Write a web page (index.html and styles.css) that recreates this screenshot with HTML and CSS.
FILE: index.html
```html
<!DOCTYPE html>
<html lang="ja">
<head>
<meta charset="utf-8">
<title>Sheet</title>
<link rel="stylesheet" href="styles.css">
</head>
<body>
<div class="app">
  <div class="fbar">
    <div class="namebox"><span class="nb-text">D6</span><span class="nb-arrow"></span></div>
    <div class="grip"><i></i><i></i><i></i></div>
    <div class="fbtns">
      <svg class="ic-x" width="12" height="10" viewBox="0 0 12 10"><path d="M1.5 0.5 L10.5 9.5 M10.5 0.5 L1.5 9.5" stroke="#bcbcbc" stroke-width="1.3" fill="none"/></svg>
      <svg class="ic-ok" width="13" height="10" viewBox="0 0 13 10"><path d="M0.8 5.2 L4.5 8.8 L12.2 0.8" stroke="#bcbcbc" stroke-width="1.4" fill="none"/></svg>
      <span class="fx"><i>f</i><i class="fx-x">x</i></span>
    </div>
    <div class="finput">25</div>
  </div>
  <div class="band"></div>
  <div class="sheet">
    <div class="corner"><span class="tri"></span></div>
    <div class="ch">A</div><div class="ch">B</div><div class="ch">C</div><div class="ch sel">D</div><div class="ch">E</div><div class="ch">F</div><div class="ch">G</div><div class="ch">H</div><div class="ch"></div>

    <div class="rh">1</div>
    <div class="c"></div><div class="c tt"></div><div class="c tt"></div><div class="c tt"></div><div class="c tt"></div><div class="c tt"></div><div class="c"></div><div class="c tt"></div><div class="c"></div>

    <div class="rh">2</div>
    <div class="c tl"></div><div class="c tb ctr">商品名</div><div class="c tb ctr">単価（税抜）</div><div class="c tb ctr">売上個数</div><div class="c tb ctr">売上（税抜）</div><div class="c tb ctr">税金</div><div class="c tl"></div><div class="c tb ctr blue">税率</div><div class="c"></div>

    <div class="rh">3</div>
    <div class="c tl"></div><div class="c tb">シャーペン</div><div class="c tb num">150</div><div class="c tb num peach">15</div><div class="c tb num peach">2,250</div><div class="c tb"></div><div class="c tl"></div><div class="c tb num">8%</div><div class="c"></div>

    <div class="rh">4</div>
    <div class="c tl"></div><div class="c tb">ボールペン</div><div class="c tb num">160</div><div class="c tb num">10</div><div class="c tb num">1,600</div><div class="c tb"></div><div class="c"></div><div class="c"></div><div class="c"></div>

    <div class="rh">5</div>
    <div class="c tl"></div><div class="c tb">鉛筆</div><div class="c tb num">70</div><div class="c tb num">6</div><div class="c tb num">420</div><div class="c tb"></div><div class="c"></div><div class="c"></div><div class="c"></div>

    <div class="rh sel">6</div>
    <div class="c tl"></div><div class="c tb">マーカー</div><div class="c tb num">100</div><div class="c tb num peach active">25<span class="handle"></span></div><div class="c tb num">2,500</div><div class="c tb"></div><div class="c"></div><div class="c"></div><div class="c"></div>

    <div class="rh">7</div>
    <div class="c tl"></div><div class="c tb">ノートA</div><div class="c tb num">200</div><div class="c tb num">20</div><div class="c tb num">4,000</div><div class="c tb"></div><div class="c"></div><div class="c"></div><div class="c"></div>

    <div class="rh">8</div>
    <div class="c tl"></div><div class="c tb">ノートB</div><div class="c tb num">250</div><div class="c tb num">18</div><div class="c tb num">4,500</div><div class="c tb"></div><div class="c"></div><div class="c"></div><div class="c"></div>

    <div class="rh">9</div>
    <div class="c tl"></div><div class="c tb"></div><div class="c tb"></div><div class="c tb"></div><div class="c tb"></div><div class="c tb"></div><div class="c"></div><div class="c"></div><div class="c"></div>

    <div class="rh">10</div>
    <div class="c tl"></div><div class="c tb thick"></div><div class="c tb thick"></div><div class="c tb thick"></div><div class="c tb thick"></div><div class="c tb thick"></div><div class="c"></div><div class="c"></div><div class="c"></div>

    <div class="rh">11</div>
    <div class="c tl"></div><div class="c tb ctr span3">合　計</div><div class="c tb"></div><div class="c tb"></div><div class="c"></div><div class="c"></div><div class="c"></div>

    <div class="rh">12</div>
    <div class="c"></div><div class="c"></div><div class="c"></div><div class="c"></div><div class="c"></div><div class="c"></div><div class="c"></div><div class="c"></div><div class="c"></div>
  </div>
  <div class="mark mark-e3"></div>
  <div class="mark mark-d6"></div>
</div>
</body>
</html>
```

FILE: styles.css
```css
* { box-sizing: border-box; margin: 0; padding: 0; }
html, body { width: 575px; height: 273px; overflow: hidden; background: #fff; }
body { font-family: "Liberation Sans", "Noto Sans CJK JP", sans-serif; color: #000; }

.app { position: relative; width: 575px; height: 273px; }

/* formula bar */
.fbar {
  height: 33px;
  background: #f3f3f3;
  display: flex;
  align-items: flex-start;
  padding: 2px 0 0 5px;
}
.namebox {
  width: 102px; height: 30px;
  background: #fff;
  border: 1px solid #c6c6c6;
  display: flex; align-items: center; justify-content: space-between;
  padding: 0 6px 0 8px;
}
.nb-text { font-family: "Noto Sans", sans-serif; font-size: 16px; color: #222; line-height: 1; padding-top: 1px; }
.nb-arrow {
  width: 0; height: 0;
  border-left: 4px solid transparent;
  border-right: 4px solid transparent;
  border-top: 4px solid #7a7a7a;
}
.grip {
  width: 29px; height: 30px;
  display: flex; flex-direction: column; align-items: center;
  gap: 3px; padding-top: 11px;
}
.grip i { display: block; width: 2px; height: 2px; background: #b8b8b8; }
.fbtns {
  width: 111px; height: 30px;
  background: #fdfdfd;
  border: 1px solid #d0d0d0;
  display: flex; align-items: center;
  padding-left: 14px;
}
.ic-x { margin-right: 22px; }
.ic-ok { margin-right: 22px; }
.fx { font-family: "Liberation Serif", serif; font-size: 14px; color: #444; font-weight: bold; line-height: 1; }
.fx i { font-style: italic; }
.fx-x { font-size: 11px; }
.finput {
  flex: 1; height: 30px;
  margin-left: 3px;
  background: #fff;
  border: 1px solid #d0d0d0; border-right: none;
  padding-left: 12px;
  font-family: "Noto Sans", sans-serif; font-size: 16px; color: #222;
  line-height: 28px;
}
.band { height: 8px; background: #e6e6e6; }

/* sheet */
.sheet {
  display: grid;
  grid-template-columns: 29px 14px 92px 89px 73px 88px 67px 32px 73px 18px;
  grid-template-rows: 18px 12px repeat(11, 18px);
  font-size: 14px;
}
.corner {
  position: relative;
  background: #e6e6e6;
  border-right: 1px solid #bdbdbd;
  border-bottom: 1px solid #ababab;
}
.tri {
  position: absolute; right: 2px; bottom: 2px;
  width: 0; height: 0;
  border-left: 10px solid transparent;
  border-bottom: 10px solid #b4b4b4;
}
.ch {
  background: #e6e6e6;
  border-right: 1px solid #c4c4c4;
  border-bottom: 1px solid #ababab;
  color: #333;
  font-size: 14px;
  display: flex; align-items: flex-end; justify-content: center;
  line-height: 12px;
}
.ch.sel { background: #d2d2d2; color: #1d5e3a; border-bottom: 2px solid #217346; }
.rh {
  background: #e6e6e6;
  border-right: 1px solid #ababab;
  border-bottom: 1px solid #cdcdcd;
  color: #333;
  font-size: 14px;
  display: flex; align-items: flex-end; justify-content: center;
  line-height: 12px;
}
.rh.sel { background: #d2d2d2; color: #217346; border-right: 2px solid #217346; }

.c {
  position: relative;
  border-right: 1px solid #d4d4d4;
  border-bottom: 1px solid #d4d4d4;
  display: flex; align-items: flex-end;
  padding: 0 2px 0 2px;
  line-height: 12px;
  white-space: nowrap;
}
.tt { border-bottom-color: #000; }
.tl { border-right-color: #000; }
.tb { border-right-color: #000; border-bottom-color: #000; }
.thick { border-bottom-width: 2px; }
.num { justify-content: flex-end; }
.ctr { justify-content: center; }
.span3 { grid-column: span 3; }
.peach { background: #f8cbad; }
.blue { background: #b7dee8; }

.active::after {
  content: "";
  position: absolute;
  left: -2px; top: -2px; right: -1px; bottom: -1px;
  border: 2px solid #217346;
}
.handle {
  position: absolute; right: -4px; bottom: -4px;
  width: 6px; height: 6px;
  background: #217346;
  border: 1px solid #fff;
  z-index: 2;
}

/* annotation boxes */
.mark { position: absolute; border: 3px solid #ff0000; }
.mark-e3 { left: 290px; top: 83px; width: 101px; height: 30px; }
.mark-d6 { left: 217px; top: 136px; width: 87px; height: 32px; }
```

• • • • •

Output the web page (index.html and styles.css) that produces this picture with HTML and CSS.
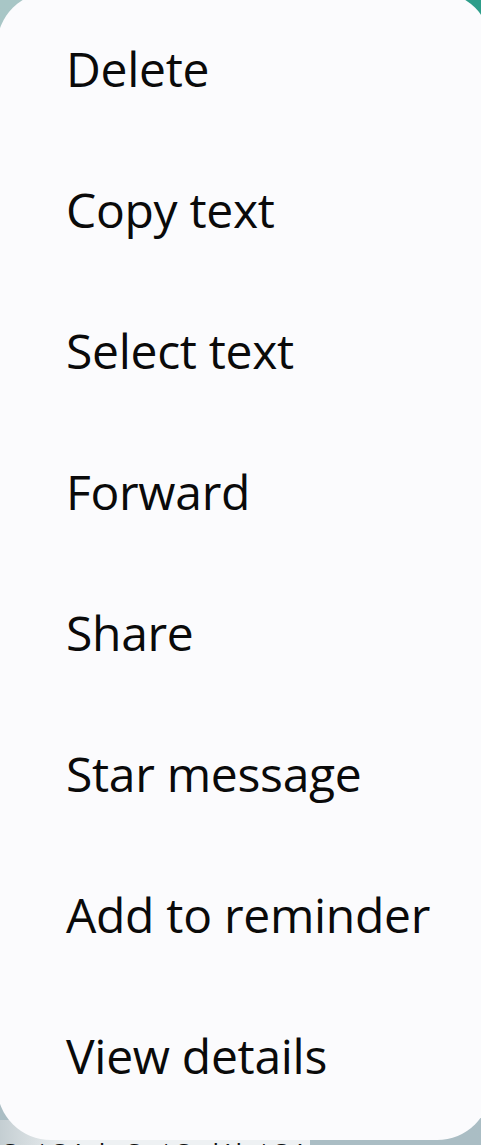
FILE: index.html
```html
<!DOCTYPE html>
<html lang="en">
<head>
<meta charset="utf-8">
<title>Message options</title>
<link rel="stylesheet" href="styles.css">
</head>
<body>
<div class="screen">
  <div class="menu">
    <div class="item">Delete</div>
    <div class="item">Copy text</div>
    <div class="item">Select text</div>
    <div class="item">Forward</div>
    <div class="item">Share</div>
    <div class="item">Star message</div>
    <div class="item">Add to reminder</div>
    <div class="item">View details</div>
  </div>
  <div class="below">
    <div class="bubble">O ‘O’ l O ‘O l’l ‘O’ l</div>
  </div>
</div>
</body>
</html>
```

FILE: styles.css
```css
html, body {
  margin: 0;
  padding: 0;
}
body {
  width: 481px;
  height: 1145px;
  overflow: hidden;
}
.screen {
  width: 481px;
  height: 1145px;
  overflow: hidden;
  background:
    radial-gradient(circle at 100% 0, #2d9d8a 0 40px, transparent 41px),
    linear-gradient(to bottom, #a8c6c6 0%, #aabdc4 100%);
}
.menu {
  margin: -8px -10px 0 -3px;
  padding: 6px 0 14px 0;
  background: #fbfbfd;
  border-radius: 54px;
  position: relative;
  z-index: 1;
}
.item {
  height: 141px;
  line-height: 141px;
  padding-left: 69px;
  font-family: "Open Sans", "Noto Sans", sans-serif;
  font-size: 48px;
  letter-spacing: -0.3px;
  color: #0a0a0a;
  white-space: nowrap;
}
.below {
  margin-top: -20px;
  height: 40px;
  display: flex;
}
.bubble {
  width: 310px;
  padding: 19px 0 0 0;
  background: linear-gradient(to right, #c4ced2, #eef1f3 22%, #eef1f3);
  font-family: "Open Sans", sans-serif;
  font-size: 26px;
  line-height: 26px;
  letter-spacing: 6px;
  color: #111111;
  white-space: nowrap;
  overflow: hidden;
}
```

• • • • •

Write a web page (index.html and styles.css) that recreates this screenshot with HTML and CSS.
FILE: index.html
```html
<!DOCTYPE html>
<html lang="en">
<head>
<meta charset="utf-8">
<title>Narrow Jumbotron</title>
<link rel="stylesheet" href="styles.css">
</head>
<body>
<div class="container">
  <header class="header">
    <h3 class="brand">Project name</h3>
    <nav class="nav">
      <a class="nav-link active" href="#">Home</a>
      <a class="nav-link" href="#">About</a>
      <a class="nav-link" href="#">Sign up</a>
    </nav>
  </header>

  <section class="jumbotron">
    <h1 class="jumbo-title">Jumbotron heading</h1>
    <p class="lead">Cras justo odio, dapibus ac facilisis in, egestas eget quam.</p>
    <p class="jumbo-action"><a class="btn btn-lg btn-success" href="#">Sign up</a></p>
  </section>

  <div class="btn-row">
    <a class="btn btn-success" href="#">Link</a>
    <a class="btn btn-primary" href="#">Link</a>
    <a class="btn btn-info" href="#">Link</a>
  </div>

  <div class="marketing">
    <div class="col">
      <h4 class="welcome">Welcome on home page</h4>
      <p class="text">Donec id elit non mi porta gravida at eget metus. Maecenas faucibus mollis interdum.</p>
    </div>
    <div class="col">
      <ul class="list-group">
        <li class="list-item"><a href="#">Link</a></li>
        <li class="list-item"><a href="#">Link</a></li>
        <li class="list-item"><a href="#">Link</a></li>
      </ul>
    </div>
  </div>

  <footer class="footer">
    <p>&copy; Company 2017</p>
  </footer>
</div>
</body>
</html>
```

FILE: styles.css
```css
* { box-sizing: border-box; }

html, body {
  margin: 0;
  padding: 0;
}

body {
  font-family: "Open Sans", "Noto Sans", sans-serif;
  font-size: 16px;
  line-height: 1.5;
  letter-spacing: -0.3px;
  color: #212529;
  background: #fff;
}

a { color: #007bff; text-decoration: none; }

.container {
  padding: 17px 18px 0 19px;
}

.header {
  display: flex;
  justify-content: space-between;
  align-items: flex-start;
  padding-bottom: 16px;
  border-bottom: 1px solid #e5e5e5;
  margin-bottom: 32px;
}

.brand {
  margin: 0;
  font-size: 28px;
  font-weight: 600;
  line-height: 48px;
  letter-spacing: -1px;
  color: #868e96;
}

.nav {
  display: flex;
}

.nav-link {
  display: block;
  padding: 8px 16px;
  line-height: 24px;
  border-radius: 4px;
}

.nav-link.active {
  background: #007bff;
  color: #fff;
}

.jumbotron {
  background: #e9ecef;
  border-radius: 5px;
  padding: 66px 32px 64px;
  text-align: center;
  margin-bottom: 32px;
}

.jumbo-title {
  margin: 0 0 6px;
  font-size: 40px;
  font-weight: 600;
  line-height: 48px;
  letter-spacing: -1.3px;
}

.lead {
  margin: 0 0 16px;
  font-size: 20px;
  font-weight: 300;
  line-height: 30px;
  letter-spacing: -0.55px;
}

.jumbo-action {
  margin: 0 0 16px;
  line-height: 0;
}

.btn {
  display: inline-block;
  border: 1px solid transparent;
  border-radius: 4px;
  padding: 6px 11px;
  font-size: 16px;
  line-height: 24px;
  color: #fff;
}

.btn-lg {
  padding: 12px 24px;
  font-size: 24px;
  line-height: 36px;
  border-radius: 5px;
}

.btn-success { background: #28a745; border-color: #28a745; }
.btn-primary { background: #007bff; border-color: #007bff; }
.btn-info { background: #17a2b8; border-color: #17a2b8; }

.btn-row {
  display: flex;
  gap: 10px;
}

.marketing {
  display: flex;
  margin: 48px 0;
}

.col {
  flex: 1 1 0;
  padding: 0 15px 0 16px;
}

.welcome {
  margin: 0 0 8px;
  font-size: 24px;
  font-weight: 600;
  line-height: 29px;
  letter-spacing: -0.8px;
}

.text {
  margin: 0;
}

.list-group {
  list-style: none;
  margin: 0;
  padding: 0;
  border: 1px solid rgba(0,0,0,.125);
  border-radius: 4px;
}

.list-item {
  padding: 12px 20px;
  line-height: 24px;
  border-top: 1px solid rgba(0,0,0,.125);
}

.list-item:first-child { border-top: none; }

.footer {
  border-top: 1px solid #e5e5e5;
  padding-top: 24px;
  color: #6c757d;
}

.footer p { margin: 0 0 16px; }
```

• • • • •

Task directions |
Across the data, tally the lines containing "page" and give back the number alone.

Written answer |
4